→ Dataset section

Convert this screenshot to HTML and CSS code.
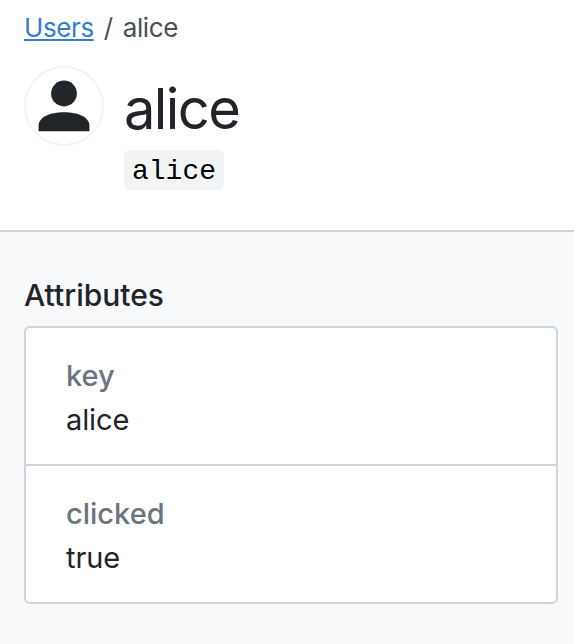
FILE: index.html
```html
<!DOCTYPE html>
<html lang="en">
<head>
<meta charset="utf-8">
<title>alice</title>
<link rel="stylesheet" href="styles.css">
</head>
<body>
<header class="header">
  <nav class="breadcrumb"><a class="crumb-link" href="#">Users</a><span class="separator">/</span><span class="crumb-current">alice</span></nav>
  <div class="profile">
    <div class="avatar">
      <svg width="76" height="76" viewBox="0 0 76 76" fill="#212529" aria-hidden="true">
        <circle cx="38" cy="25.5" r="12.9"/>
        <path d="M12.6 63.3V57.5C12.6 49 24 44.2 38 44.2S63.4 49 63.4 57.5V63.3Z"/>
      </svg>
    </div>
    <div class="identity">
      <h1 class="name">alice</h1>
      <code class="user-key">alice</code>
    </div>
  </div>
</header>
<main class="content">
  <h2 class="section-title">Attributes</h2>
  <dl class="attributes">
    <div class="attribute"><dt>key</dt><dd>alice</dd></div>
    <div class="attribute"><dt>clicked</dt><dd>true</dd></div>
  </dl>
</main>
</body>
</html>
```
FILE: styles.css
```css
* { box-sizing: border-box; }
body {
  margin: 0;
  min-height: 644px;
  background: #f8f9fb;
  color: #212529;
  font-family: Inter, "Liberation Sans", sans-serif;
}
.header {
  height: 232px;
  padding: 7px 24px 0;
  background: #fff;
  border-bottom: 2px solid #ced4da;
}
.breadcrumb {
  display: flex;
  height: 40px;
  font-size: 26px;
  line-height: 41px;
  letter-spacing: -0.4px;
  color: #495057;
}
.crumb-link {
  color: #347dce;
  text-decoration: underline;
  text-decoration-thickness: 2px;
  text-underline-offset: 2px;
  text-decoration-skip-ink: none;
}
.separator { width: 29px; text-align: center; }
.profile { display: flex; gap: 20px; margin-top: 19px; }
.avatar {
  flex: none;
  width: 80px;
  height: 80px;
  border: 2px solid #f1f3f5;
  border-radius: 50%;
}
.avatar svg { display: block; }
.name {
  height: 84px;
  margin: 0;
  font-size: 56px;
  font-weight: 400;
  line-height: 86px;
  letter-spacing: -1.6px;
}
.user-key {
  display: block;
  width: 100px;
  height: 40px;
  padding: 0 8px;
  border-radius: 6px;
  background: #f1f3f5;
  color: #000;
  font: 28px/44px "Liberation Mono", monospace;
}
.content { padding: 42px 16px 0 24px; }
.section-title {
  height: 44px;
  margin: 0 0 8px;
  font-size: 30px;
  font-weight: 500;
  line-height: 43px;
}
.attributes {
  margin: 0;
  border: 2px solid #ced4da;
  border-radius: 6px;
  background: #fff;
  font-size: 29px;
  line-height: 44px;
}
.attribute { height: 136px; padding: 26px 40px; }
.attribute + .attribute { height: 138px; border-top: 2px solid #ced4da; }
dt { color: #6c757d; font-weight: 500; }
dd { margin: 0; letter-spacing: -0.1px; }
```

→ Stated task
Repeat the material exactly as it reads, without any of its pictures.

→ Finished task
Convert this screenshot to HTML and CSS code.
FILE: index.html
```html
<!DOCTYPE html>
<html lang="en">
<head>
<meta charset="utf-8">
<title>alice</title>
<link rel="stylesheet" href="styles.css">
</head>
<body>
<header class="header">
  <nav class="breadcrumb"><a class="crumb-link" href="#">Users</a><span class="separator">/</span><span class="crumb-current">alice</span></nav>
  <div class="profile">
    <div class="avatar">
      <svg width="76" height="76" viewBox="0 0 76 76" fill="#212529" aria-hidden="true">
        <circle cx="38" cy="25.5" r="12.9"/>
        <path d="M12.6 63.3V57.5C12.6 49 24 44.2 38 44.2S63.4 49 63.4 57.5V63.3Z"/>
      </svg>
    </div>
    <div class="identity">
      <h1 class="name">alice</h1>
      <code class="user-key">alice</code>
    </div>
  </div>
</header>
<main class="content">
  <h2 class="section-title">Attributes</h2>
  <dl class="attributes">
    <div class="attribute"><dt>key</dt><dd>alice</dd></div>
    <div class="attribute"><dt>clicked</dt><dd>true</dd></div>
  </dl>
</main>
</body>
</html>
```
FILE: styles.css
```css
* { box-sizing: border-box; }
body {
  margin: 0;
  min-height: 644px;
  background: #f8f9fb;
  color: #212529;
  font-family: Inter, "Liberation Sans", sans-serif;
}
.header {
  height: 232px;
  padding: 7px 24px 0;
  background: #fff;
  border-bottom: 2px solid #ced4da;
}
.breadcrumb {
  display: flex;
  height: 40px;
  font-size: 26px;
  line-height: 41px;
  letter-spacing: -0.4px;
  color: #495057;
}
.crumb-link {
  color: #347dce;
  text-decoration: underline;
  text-decoration-thickness: 2px;
  text-underline-offset: 2px;
  text-decoration-skip-ink: none;
}
.separator { width: 29px; text-align: center; }
.profile { display: flex; gap: 20px; margin-top: 19px; }
.avatar {
  flex: none;
  width: 80px;
  height: 80px;
  border: 2px solid #f1f3f5;
  border-radius: 50%;
}
.avatar svg { display: block; }
.name {
  height: 84px;
  margin: 0;
  font-size: 56px;
  font-weight: 400;
  line-height: 86px;
  letter-spacing: -1.6px;
}
.user-key {
  display: block;
  width: 100px;
  height: 40px;
  padding: 0 8px;
  border-radius: 6px;
  background: #f1f3f5;
  color: #000;
  font: 28px/44px "Liberation Mono", monospace;
}
.content { padding: 42px 16px 0 24px; }
.section-title {
  height: 44px;
  margin: 0 0 8px;
  font-size: 30px;
  font-weight: 500;
  line-height: 43px;
}
.attributes {
  margin: 0;
  border: 2px solid #ced4da;
  border-radius: 6px;
  background: #fff;
  font-size: 29px;
  line-height: 44px;
}
.attribute { height: 136px; padding: 26px 40px; }
.attribute + .attribute { height: 138px; border-top: 2px solid #ced4da; }
dt { color: #6c757d; font-weight: 500; }
dd { margin: 0; letter-spacing: -0.1px; }
```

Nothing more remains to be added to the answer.